The Pitfalls of “Intelligent Switching”   

  • Less Insight – The buy-side trader gains even less insight into what and why the engine is choosing or how it is switching its selection.
  • Misused Algos – The constant switching (cancel/correction) of orders midstream does not permit a receiving broker’s algorithm to complete its objective based on the original order inputs – thus, algos are being used incorrectly.
  • Higher Maintenance – The need to refresh algo specs, update broker screens and map FIX tags results in frequent updates to desktop EMS/OMS software and destination hot-buttons.
  • Increased Costs - The switching can also increase ticket-splitting, resulting in higher back-end settlement costs associated with processing more trades.
  • Muddled Measurement – Measuring relative performance across the broker universe becomes more challenging, absent a statistically significant set of ”apples-to-apples” data. This noisy data can also impact the accuracy and utility of transaction cost analysis (TCA).
  • Disrupted Feedback Loop – The misuse of algos by the switching engine, coupled with ambiguous measurement metrics, denies brokers the accurate feedback they need in order to retool their algorithms and improve performance.

These headaches are borne not only by the investment manager, but are also felt by their brokers, their EMS/OMS/FIX vendors and their TCA providers. In short, the only party truly benefiting from an “intelligent switching” engine is the vendor providing it.

Given these challenges, a few innovative institutional managers have come up with an alternative solution.  It’s called Performance Driven Trading, and at ITG we have had the privilege of collaborating with these managers to bring this alternative solution to the market.

“Precision measurement of broker algo performance has always been a challenge.  The Triton Algo Wheel that Schroders has developed in conjunction with ITG provides a consistent global approach to quantitative performance evaluation within our broader best execution process,” states Gregg Dalley, Global Head of Equity Trading at Schroders in London. 
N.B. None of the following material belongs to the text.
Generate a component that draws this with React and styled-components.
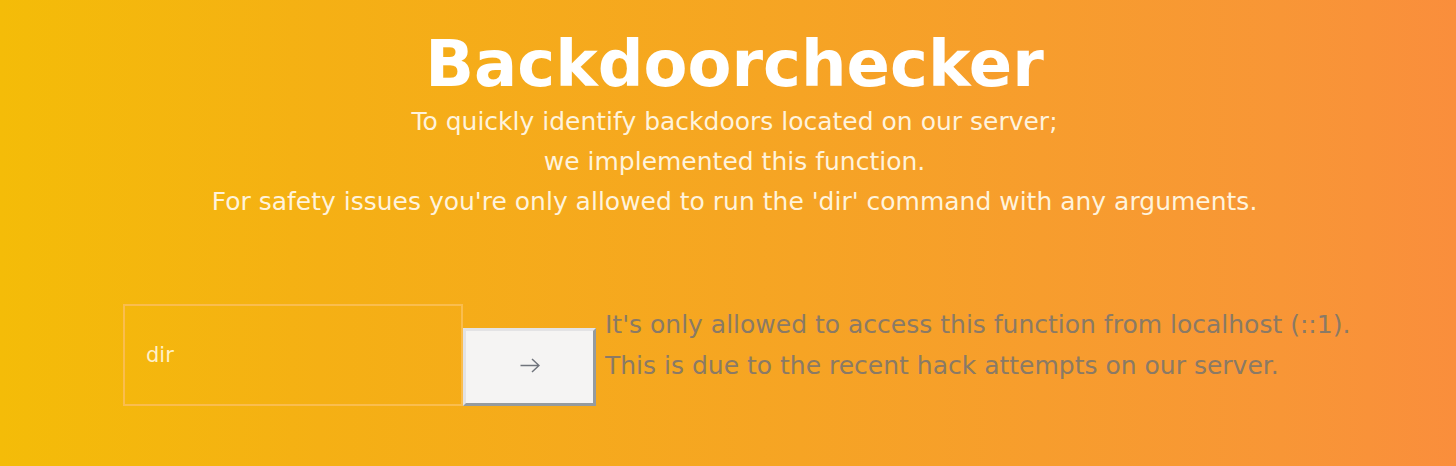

The Algo Wheel is a key feature in Performance Driven Trading. This approach seeks to simplify the process, reduce the potential for trader bias, and provide an evolutionary path towards relative performance measurement with continuous process improvement, in collaboration with the broker community.

The Performance Driven Trading Approach

  • The first step involves reducing the variables in the decision and selection process, recognizing that the core inputs for any trading decision are primarily the manager’s trading objective (or benchmark), time horizon, and risk tolerance. These factors drive the strategy selection (i.e. VWAP, IS, dark, etc.).
  • Once a strategy has been selected, only a common, critical set of parameters related to the core inputs are set (such as start time, end time, urgency level, and participation rate).
  • To reduce or eliminate trader bias, broker selection is left to a randomization engine, or “algo wheel” – subject to constraints or goals (broker restrictions, participation limits, etc.).
  • Because the strategy set and core inputs have been normalized, a broader universe of brokers can be included. The process allows for a statistically significant, unbiased data set to be gathered across multiple orders and varying market conditions.
  • This yields an opportunity to develop accurate broker rankings, with ”apples-to-apples” context and much of the noise removed, based on proper use of each algorithm on any given order. Brokers then have the ability to truly benchmark their performance versus peers and to re-tune their algos to improve performance.
  • In order to reduce information leakage and ticket-splitting, the solution can be configured to send all follow-on orders in a given security and trading day to the broker who received the original order.
  • Ultimately there is room for machine learning to be applied here – but it should be used to help optimize the manager’s three core inputs: trading objective (strategy selection), time-horizon (urgency), and risk tolerance (participation levels).

Performance Driven Trading and MiFiD II

The Performance Driven Trading approach may also help simplify the self-certification requirements imposed by RTS 6 by streamlining and reducing the number of broker and algorithmic strategies, which need to be validated, and distilling this into a normalized set of common, critical parameters. Performance Driven Trading is actually a complete process and not just a technology solution; it provides the data required for broker reviews and relevant performance feedback, the opportunity to identify and quantify performance improvement across brokers over time, and the ability to define, explain and justify a best execution practice to both clients and regulators. Given the increased administrative burdens of MiFiD II and the heightened competition in the asset management industry, implementing a Performance Driven Trading solution is a true intelligent switch.